- [INPUT]:
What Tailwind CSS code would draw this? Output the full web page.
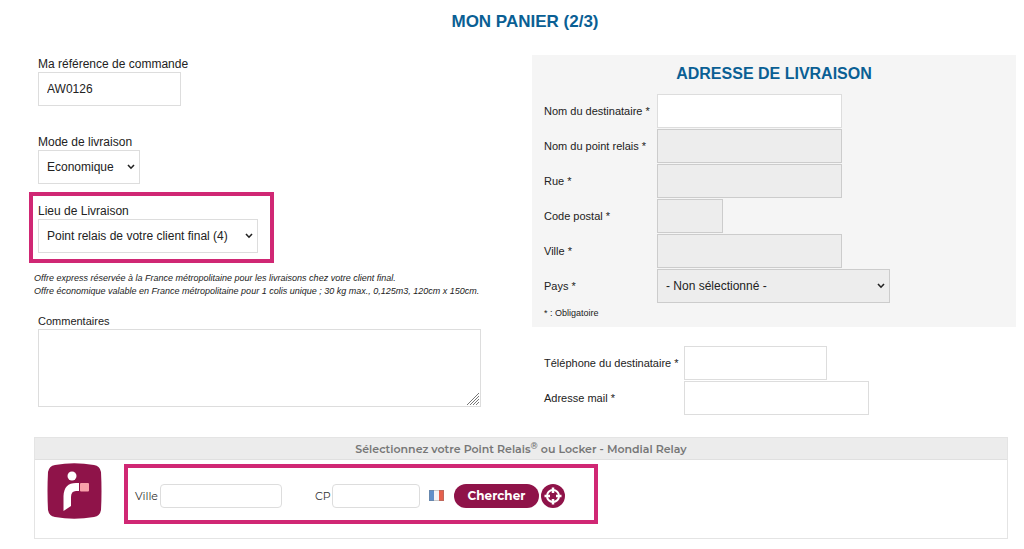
<!DOCTYPE html>
<html lang="fr">
<head>
    <meta charset="UTF-8">
    <meta name="viewport" content="width=device-width, initial-scale=1.0">
    <title>Mon panier (2/3)</title>
    <script src="https://cdn.jsdelivr.net/npm/@tailwindcss/browser@4"></script>
</head>
<body class="bg-white text-[#222] font-['Liberation_Sans',Arial,sans-serif]">
    <form class="pt-3 pl-[29px] pr-2" onsubmit="return false">
        <h1 class="pl-[5px] mb-[23px] text-center text-[17px] leading-5 font-bold text-[#0a5f94]">MON PANIER (2/3)</h1>

        <div class="grid grid-cols-[503fr_484fr]">
            <!-- Commande -->
            <div class="pt-px text-[12px] leading-4">
                <div class="ml-[9px] mb-7">
                    <label for="reference" class="block">Ma référence de commande</label>
                    <input type="text" id="reference" value="AW0126" class="block w-[143px] h-[34px] px-2 border border-[#ddd]">
                </div>
                <div class="ml-[9px] mb-2">
                    <label for="mode" class="block">Mode de livraison</label>
                    <div class="relative w-[102px]">
                        <select id="mode" class="block appearance-none w-full h-[34px] px-2 border border-[#ddd] bg-white">
                            <option>Economique</option>
                        </select>
                        <svg class="absolute right-[5px] top-[14px] w-2 h-[6px] pointer-events-none" viewBox="0 0 8 6" fill="none" stroke="#222" stroke-width="1.600"><path d="M1 1L4 4.200L7 1"/></svg>
                    </div>
                </div>
                <div class="w-[245px] border-4 border-[#d02774] pt-[7px] pb-[6px] pl-[5px]">
                    <label for="lieu" class="block">Lieu de Livraison</label>
                    <div class="relative w-[220px]">
                        <select id="lieu" class="block appearance-none w-full h-[34px] px-2 border border-[#ddd] bg-white">
                            <option>Point relais de votre client final (4)</option>
                        </select>
                        <svg class="absolute right-[5px] top-[14px] w-2 h-[6px] pointer-events-none" viewBox="0 0 8 6" fill="none" stroke="#222" stroke-width="1.600"><path d="M1 1L4 4.200L7 1"/></svg>
                    </div>
                </div>
                <p class="ml-[5px] mt-[9px] mb-[15px] text-[9px] leading-[13px] italic">
                    Offre express réservée à la France métropolitaine pour les livraisons chez votre client final.<br>
                    Offre économique valable en France métropolitaine pour 1 colis unique ; 30 kg max., 0,125m3, 120cm x 150cm.
                </p>
                <div class="relative ml-[9px] mr-[51px]">
                    <label for="commentaires" class="block text-[11px] leading-4">Commentaires</label>
                    <textarea id="commentaires" class="block w-full h-[78px] p-2 border border-[#ddd]"></textarea>
                    <svg class="absolute right-px bottom-px w-[14px] h-[14px] bg-white pointer-events-none" viewBox="0 0 14 14" stroke="#777"><path d="M1 13L13 1M4 13L13 4M7 13L13 7M10 13L13 10"/></svg>
                </div>
            </div>

            <!-- Adresse -->
            <div class="text-[11px] leading-4">
                <div class="bg-[#f5f5f5] px-3 pt-[9px] pb-[6px]">
                    <h2 class="mb-[10px] text-center text-[16px] leading-5 font-bold text-[#0a5f94]">ADRESSE DE LIVRAISON</h2>
                    <div class="grid grid-cols-[113px_1fr] gap-y-px items-center">
                        <label for="nom">Nom du destinataire *</label>
                        <input type="text" id="nom" class="w-[185px] h-[34px] px-2 border border-[#ddd] bg-white text-[12px]">
                        <label for="relais">Nom du point relais *</label>
                        <input type="text" id="relais" readonly class="w-[185px] h-[34px] px-2 border border-[#ccc] bg-[#ededed] text-[12px]">
                        <label for="rue">Rue *</label>
                        <input type="text" id="rue" readonly class="w-[185px] h-[34px] px-2 border border-[#ccc] bg-[#ededed] text-[12px]">
                        <label for="codepostal">Code postal *</label>
                        <input type="text" id="codepostal" readonly class="w-[66px] h-[34px] px-2 border border-[#ccc] bg-[#ededed] text-[12px]">
                        <label for="ville">Ville *</label>
                        <input type="text" id="ville" readonly class="w-[185px] h-[34px] px-2 border border-[#ccc] bg-[#ededed] text-[12px]">
                        <label for="pays">Pays *</label>
                        <div class="relative w-[233px]">
                            <select id="pays" class="block appearance-none w-full h-[34px] px-2 border border-[#ccc] bg-[#ededed] text-[12px]">
                                <option>- Non sélectionné -</option>
                            </select>
                            <svg class="absolute right-[5px] top-[14px] w-2 h-[6px] pointer-events-none" viewBox="0 0 8 6" fill="none" stroke="#222" stroke-width="1.600"><path d="M1 1L4 4.200L7 1"/></svg>
                        </div>
                    </div>
                    <p class="mt-[2px] text-[9px] leading-4">* : Obligatoire</p>
                </div>
                <div class="grid grid-cols-[140px_1fr] gap-y-px items-center px-3 mt-[19px]">
                    <label for="telephone">Téléphone du destinataire *</label>
                    <input type="text" id="telephone" class="w-[143px] h-[34px] px-2 border border-[#ddd] text-[12px]">
                    <label for="mail">Adresse mail *</label>
                    <input type="email" id="mail" class="w-[185px] h-[34px] px-2 border border-[#ddd] text-[12px]">
                </div>
            </div>
        </div>

        <!-- Point relais -->
        <div class="ml-[5px] mr-2 mt-[22px] border border-[#e4e4e4] font-[Montserrat,Inter,sans-serif]">
            <div class="bg-[#ececec] border-b border-[#e0e0e0] pt-px text-center text-[11px] leading-5 font-semibold text-[#777]">Sélectionnez votre Point Relais<sup class="text-[9px]">®</sup> ou Locker - Mondial Relay</div>
            <div class="flex items-start pt-[3px] pb-[14px] pl-3">
                <svg class="w-[55px] h-14 shrink-0" viewBox="0 0 55 56">
                    <path d="M8 2Q27 -1.500 47 2Q53 3 54 9Q55 28 54 47Q53 53 47 54Q27 57.500 8 54Q2 53 1 47Q0 28 1 9Q2 3 8 2Z" fill="#8f1349"/>
                    <circle cx="25" cy="13" r="4.500" fill="#fff"/>
                    <path d="M32 20V28H29Q24 28 24 34V43L16.500 48V33Q17 20 29 20Z" fill="#fff"/>
                    <rect x="33" y="20" width="9" height="8.500" rx="1" fill="#f9a0aa"/>
                </svg>
                <div class="ml-[22px] mt-px flex items-center w-[474px] h-[60px] border-4 border-[#d02774] px-[7px] pt-[3px] text-[11px] leading-4 text-[#333]">
                    <label for="relais-ville" class="w-[25px]">Ville</label>
                    <input type="text" id="relais-ville" class="w-[122px] h-6 px-2 border border-[#ddd] rounded">
                    <label for="relais-cp" class="ml-[33px] w-[17px]">CP</label>
                    <input type="text" id="relais-cp" class="w-[88px] h-6 px-2 border border-[#ddd] rounded">
                    <svg class="ml-[9px] w-[15px] h-[11px]" viewBox="0 0 15 11">
                        <rect width="5" height="11" fill="#5f8fc9"/>
                        <rect x="5" width="5" height="11" fill="#f3f3f5"/>
                        <rect x="10" width="5" height="11" fill="#e5604d"/>
                        <rect x=".5" y=".5" width="14" height="10" fill="none" stroke="#777" stroke-opacity=".35"/>
                    </svg>
                    <button type="submit" class="ml-[10px] w-[85px] h-6 rounded-full bg-[#8f1349] text-[12px] leading-4 font-bold text-white">Chercher</button>
                    <button type="button" aria-label="Me localiser" class="ml-[2px] size-6 rounded-full bg-[#8f1349]">
                        <svg class="size-6" viewBox="0 0 24 24" fill="none" stroke="#fff">
                            <circle cx="12" cy="12" r="6" stroke-width="2"/>
                            <path d="M12 3.500V9M12 15V20.500M3.500 12H9M15 12H20.500" stroke-width="2.500"/>
                        </svg>
                    </button>
                </div>
            </div>
        </div>
    </form>
</body>
</html>
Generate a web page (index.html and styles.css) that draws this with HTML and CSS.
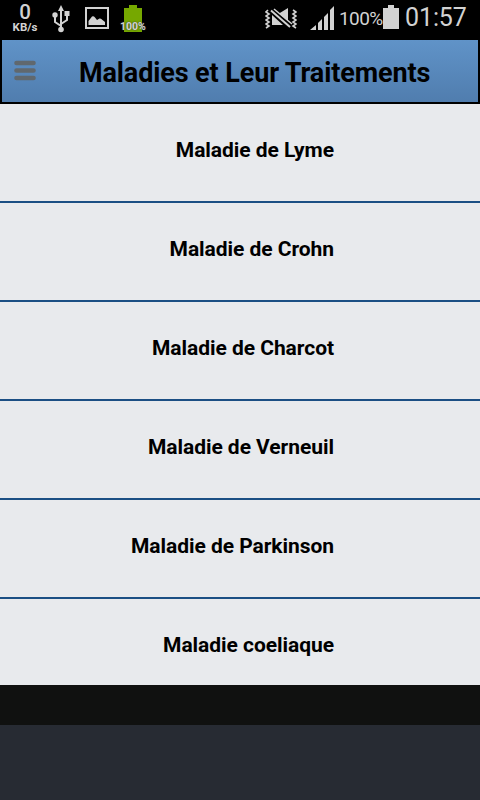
FILE: index.html
```
<!DOCTYPE html>
<html lang="fr">
<head>
<meta charset="utf-8">
<title>Maladies et Leur Traitements</title>
<link rel="stylesheet" href="styles.css">
</head>
<body>
<div class="status">
  <div class="net"><span class="rate">0</span><span class="unit">KB/s</span></div>
  <svg class="usb" width="18" height="28" viewBox="0 0 18 28"><path d="M9 25V4M9 21L3 17V10M9 19L15 15V10" fill="none" stroke="#d2d2d2" stroke-width="2"/><path d="M9 0L12 6H6ZM12.500 6h5v5h-5z" fill="#d2d2d2"/><circle cx="3" cy="10" r="2.700" fill="#d2d2d2"/><circle cx="9" cy="24.500" r="2.800" fill="#d2d2d2"/></svg>
  <svg class="photo" width="24" height="22" viewBox="0 0 24 22"><rect x="1" y="1" width="22" height="20" fill="none" stroke="#d2d2d2" stroke-width="2"/><path d="M3.500 18V14L7 9.500q1.500-1 3 1l2 2.500 2.500-1.500q1.500-.5 3 1.500l2.500 2v3z" fill="#d2d2d2"/></svg>
  <div class="charge"><svg width="18" height="27" viewBox="0 0 18 27"><path d="M0 3H5V0H13V3H18V27H0Z" fill="#76a800"/></svg><span class="charge-label">100%</span></div>
  <svg class="mute" width="32" height="22" viewBox="0 0 32 22"><path d="M3 2L1 4 4 6 1 8 4 10 1 12 4 14 1 16 4 18 1 20M28 2L31 4 28 6 31 8 28 10 31 12 28 14 31 16 28 18 31 20" fill="none" stroke="#d2d2d2" stroke-width="1.600"/><path d="M7 7V17H18ZM14 5.500L23 0V13Z" fill="#d2d2d2"/><path d="M6 2.500L25 19" stroke="#000" stroke-width="4"/><path d="M6 2.500L25 19" stroke="#d2d2d2" stroke-width="2"/><path d="M9 1L27 16" stroke="#d2d2d2" stroke-width="1.500"/></svg>
  <svg class="signal" width="24" height="24" viewBox="0 0 24 24"><path d="M0 24L6 19V24ZM8 17L12 13V24H8ZM14 11L18 7V24H14ZM20 4L24 0V24H20Z" fill="#d2d2d2"/></svg>
  <span class="percent">100%</span>
  <svg class="battery" width="16" height="24" viewBox="0 0 16 24"><path d="M0 3H5V0H11V3H16V24H0Z" fill="#d2d2d2"/></svg>
  <span class="clock">01:57</span>
</div>
<header class="header">
  <svg class="menu" width="22" height="21" viewBox="0 0 22 21"><path d="M2.500 3H19.500M2.500 10.500H19.500M2.500 18H19.500" stroke="#60686e" stroke-width="4.600" stroke-linecap="round"/></svg>
  <h1 class="title">Maladies et Leur Traitements</h1>
</header>
<ul class="list">
  <li class="row"><span>Maladie de Lyme</span></li>
  <li class="row"><span>Maladie de Crohn</span></li>
  <li class="row"><span>Maladie de Charcot</span></li>
  <li class="row"><span>Maladie de Verneuil</span></li>
  <li class="row"><span>Maladie de Parkinson</span></li>
  <li class="row last"><span>Maladie coeliaque</span></li>
</ul>
<div class="strip"></div>
</body>
</html>
```
FILE: styles.css
```
* { box-sizing: border-box; }
body {
  margin: 0;
  width: 480px;
  height: 800px;
  overflow: hidden;
  background: #272b33;
  font-family: Roboto, "Liberation Sans", sans-serif;
}
svg { display: block; flex: none; }
.status {
  display: flex;
  height: 38px;
  background: #000;
  color: #d2d2d2;
  white-space: nowrap;
}
.net {
  display: flex;
  flex-direction: column;
  align-items: center;
  width: 28px;
  margin-left: 11px;
  padding-top: 3px;
  font-weight: 500;
}
.rate { font-size: 20.5px; line-height: 19px; }
.unit { font-size: 11.5px; line-height: 11px; font-weight: 700; }
.usb { margin: 5px 0 0 13px; }
.photo { margin: 7px 0 0 15px; }
.charge { position: relative; width: 26px; margin: 5px 0 0 11px; padding-left: 4px; }
.charge-label {
  position: absolute;
  left: 0;
  top: 16px;
  font-size: 10.5px;
  line-height: 12px;
  font-weight: 700;
  text-shadow: 0 0 2px #333;
}
.mute { margin: 8px 0 0 119px; }
.signal { margin: 6px 0 0 13px; }
.percent { width: 43px; margin: 8px 0 0 5px; font-size: 19px; line-height: 22px; letter-spacing: -0.6px; }
.battery { margin: 5px 0 0 1px; }
.clock { margin: 4px 0 0 6px; font-size: 25px; line-height: 28px; letter-spacing: -0.1px; }
.header {
  display: flex;
  height: 66px;
  margin-top: 0;
  border: 2px solid #000;
  background: linear-gradient(#6093c8, #507dae);
}
.menu { margin: 20px 0 0 12px; }
.title {
  margin: 17px 0 0 43px;
  font-size: 27px;
  line-height: 32px;
  font-weight: 700;
  letter-spacing: -0.12px;
  white-space: nowrap;
}
.list {
  margin: 0;
  padding: 0;
  height: 581px;
  list-style: none;
  background: #e8eaed;
}
.row {
  display: flex;
  justify-content: flex-end;
  height: 99px;
  padding: 33px 146px 0 0;
  border-bottom: 2px solid #1b4f84;
  font-size: 21px;
  line-height: 26px;
  font-weight: 700;
  letter-spacing: -0.05px;
}
.last { height: 86px; border-bottom: 0; }
.strip { height: 40px; background: #101110; }
```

- [TASK DETAILS]:
Without the pictures, write out the lines from the beginning of the entries through the line with "mb-[23px] text-center text-[17px]".

- [TASK OUTPUT]:
What Tailwind CSS code would draw this? Output the full web page.
<!DOCTYPE html>
<html lang="fr">
<head>
    <meta charset="UTF-8">
    <meta name="viewport" content="width=device-width, initial-scale=1.0">
    <title>Mon panier (2/3)</title>
    <script src="https://cdn.jsdelivr.net/npm/@tailwindcss/browser@4"></script>
</head>
<body class="bg-white text-[#222] font-['Liberation_Sans',Arial,sans-serif]">
    <form class="pt-3 pl-[29px] pr-2" onsubmit="return false">
        <h1 class="pl-[5px] mb-[23px] text-center text-[17px] leading-5 font-bold text-[#0a5f94]">MON PANIER (2/3)</h1>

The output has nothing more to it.